The 24th IPPNW World Congress in NAGASAKI
Japanese / 日本語
The 24th IPPNW World Congress in NAGASAKI
Greeting
The 24th IPPNW World Congress President

In October 2025, the 24th IPPNW World Congress will be held in Nagasaki, 36 years since it was last held there in 1989, and I am glad to address you on behalf of Japanese Physicians for the Prevention of Nuclear War. In 2025 we will mark the 80th anniversary of the dropping of the atomic bombs on Hiroshima and Nagasaki. The after-effects of the radiation from the bombs has affected the victims’ entire lives and still persists today in forms including cancer, leukemia, and myelodysplastic syndrome (MDS), and the inhumane outcome that nuclear weapons impose on humanity has become clear. The surviving victims of the bombings are growing older, and their average age is now over 85. At the end of March 2024 there were fewer than 110,000 left, and one analysis has shown that over the past decade an average of 8,600 atomic bomb victims has died each year.

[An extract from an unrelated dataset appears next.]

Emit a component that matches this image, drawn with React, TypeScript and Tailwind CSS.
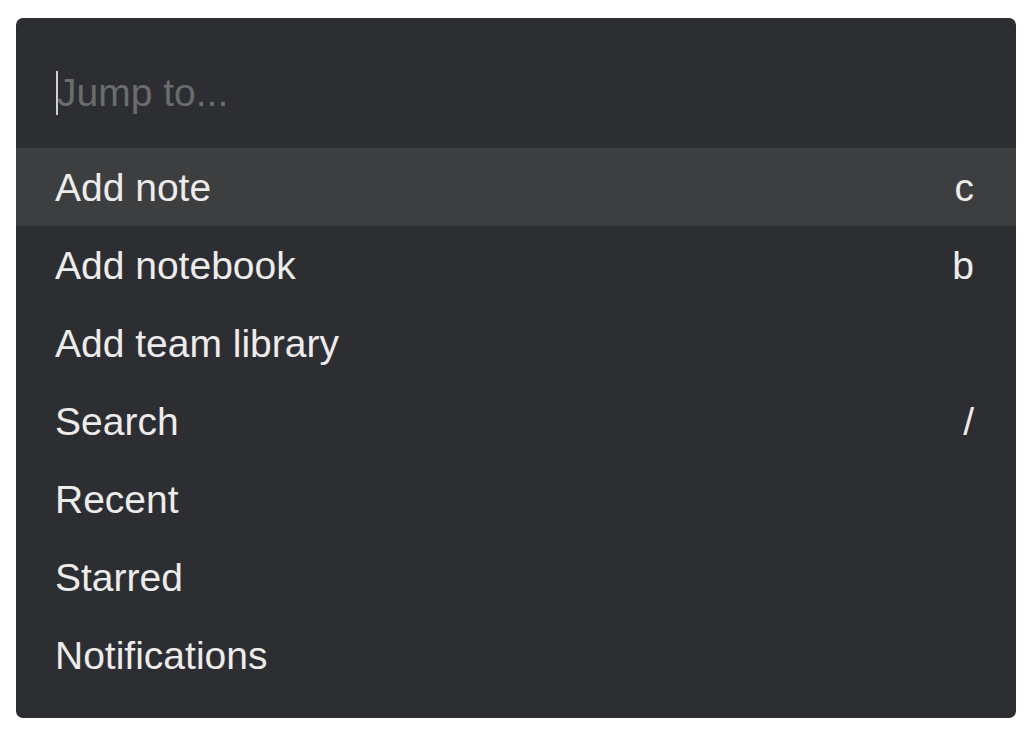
import React from "react";

const items: { label: string; key?: string; active?: boolean }[] = [
  { label: "Add note", key: "c", active: true },
  { label: "Add notebook", key: "b" },
  { label: "Add team library" },
  { label: "Search", key: "/" },
  { label: "Recent" },
  { label: "Starred" },
  { label: "Notifications" },
];

export default function App() {
  return (
    <div
      className="min-h-screen w-full bg-white pt-[18px] pl-[16px]"
      style={{ fontFamily: '"Liberation Sans", Arial, sans-serif' }}
    >
      <div className="w-[1000px] h-[700px] rounded-[7px] bg-[#2d2e31] overflow-hidden flex flex-col">
        <div className="h-[130px] flex items-center pl-[40px] pt-[18px] shrink-0">
          <div className="relative flex items-center">
            <span className="absolute left-0 top-[-2px] w-[2px] h-[44px] bg-[#d0d0d0]" />
            <span className="text-[39px] leading-none text-[#6b6c6e] pl-[1px]">Jump to...</span>
          </div>
        </div>
        {items.map((it) => (
          <div
            key={it.label}
            className={
              "h-[78px] shrink-0 flex items-center justify-between pl-[39px] pr-[42px] text-[39px] leading-none text-[#ececec] " +
              (it.active ? "bg-[#3d3e40]" : "")
            }
          >
            <span>{it.label}</span>
            {it.key && <span>{it.key}</span>}
          </div>
        ))}
      </div>
    </div>
  );
}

Under these circumstances, the 24th IPPNW World Congress to be held in October 2025 will take as its theme “A World Without Nuclear Weapons – Nagasaki as the last A-bombed city,” and the program will not only include an overview of the past 80 years, dialogues with atomic bomb victims, security guarantees, and environmental issues, but will also bring together four Nobel Peace Prize-winning organizations: the Japan Confederation of A- and H-Bomb Sufferers Organizations (Nihon Hidankyo), which was awarded the Nobel Peace Prize in 2024, IPPNW, the Pugwash Conference, and ICAN. I hope it will be helpful in considering nuclear issues from a range of standpoints.

This World Congress is being described as the last chance to hear directly from atomic bomb victims about the situation at the time and their experiences after the bombings. I would like to ask for your support and cooperation in making it a success, so we can learn about the reality of the atomic bombings. I very much hope that many people from around the world will take part in this IPPNW World Congress in Nagasaki, a city that has suffered directly from nuclear weapons.

I would like to conclude by expressing my sincere respect for all of you who, based on our mission as doctors to protect human life and health, have taken every opportunity to speak out from a medical standpoint about the devastating, irreversible impact that nuclear war would have on humanity, and have worked for many years for the prevention of nuclear war.